B: I’m guessing this will be a hot pick for 2014, and I certainly say jump on the bandwagon. I want to see Jozy succeed ever so much, and hopefully he does in Brazil. He’s played quite well in the US shirt of late, and everyone likes forwards, especially young talented ones who hang out with Money Mayweather. So grab that Jozy shirt, and know that you will never be the only one with it on, and there is absolutely nothing wrong with that.

WE WANT A JOLAZO!

(BTW, Remember that time that Jozy was late for practice because of sheep. Yup.)

E: I was this close to purchasing a Jozy jersey for the last world cup but ultimately went with Clint Dempsey because, duh.

That being said, Jozy’s two year run both club (well, maybe not recently) and country has him at least 1-A to Bradley’s 1 status at the top of the jersey list.

Let’s face it, everyone loves a striker when it comes to jerseys. Who here has the jersey of a defender? Raise your hand.

I do, but that’s for another story.

Point being, get the shirt of the guy who can’t stop scoring for the US and get ready to hug the guy in Brazil (or at the bar) next to you with the same Altidore jersey.

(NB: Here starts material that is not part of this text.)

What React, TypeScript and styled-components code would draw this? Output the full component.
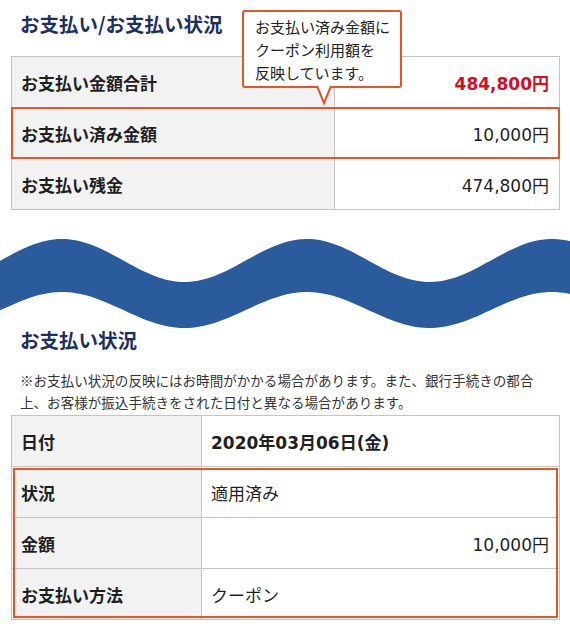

Buy before he scores more goals for Sunderland and the jersey transfer fee goes up.

SWOOP UP A SEXY CENTENNIAL JERSEY ASAP BEFORE THEY ARE GONE!

Brek Shea

Brekkinize!

Brekkinize!

B: Let’s put it this way, if Brek manages to crack the roster and then does something amazing at the World Cup, you will be the only guy at the bar with his shirt, and people will likely hail you as a visionary and buy you shots of Jack Daniels (guessing that is what Brek drinks.)

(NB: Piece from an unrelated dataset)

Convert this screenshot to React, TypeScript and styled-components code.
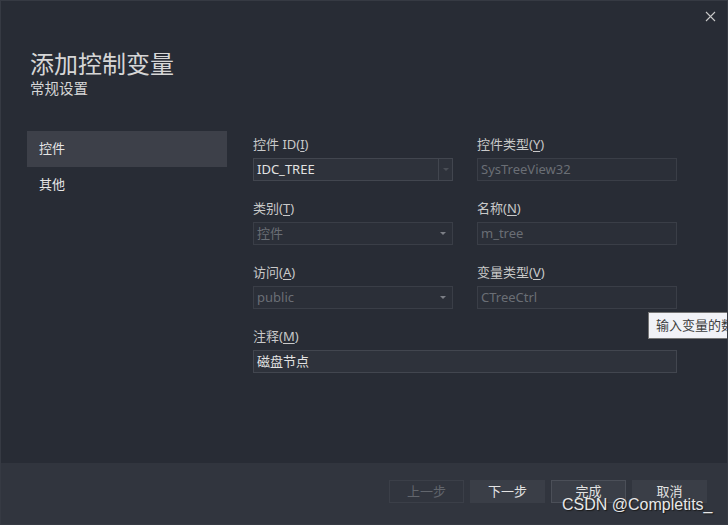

If not, at least your life will be full of laughter, mainly people laughing at you for purchasing a jersey for a guy who is struggling to break into a bottom five EPL team. The one positive you will always have with this jersey on is that you can rock your hair any way you like. Literally. Just tell them you are trying to look like Mr. Shea and BOOM good to go.

E: When I lived in DC, my friends and I would go to the bar to watch US games and had a longstanding agreement that if Brek managed to find the back of the net, we would all do Jager-bombs because THAT is what Brek surely drinks. Unfortunately, he never managed to score during that time and nobody I watch games with here wants to take them with me.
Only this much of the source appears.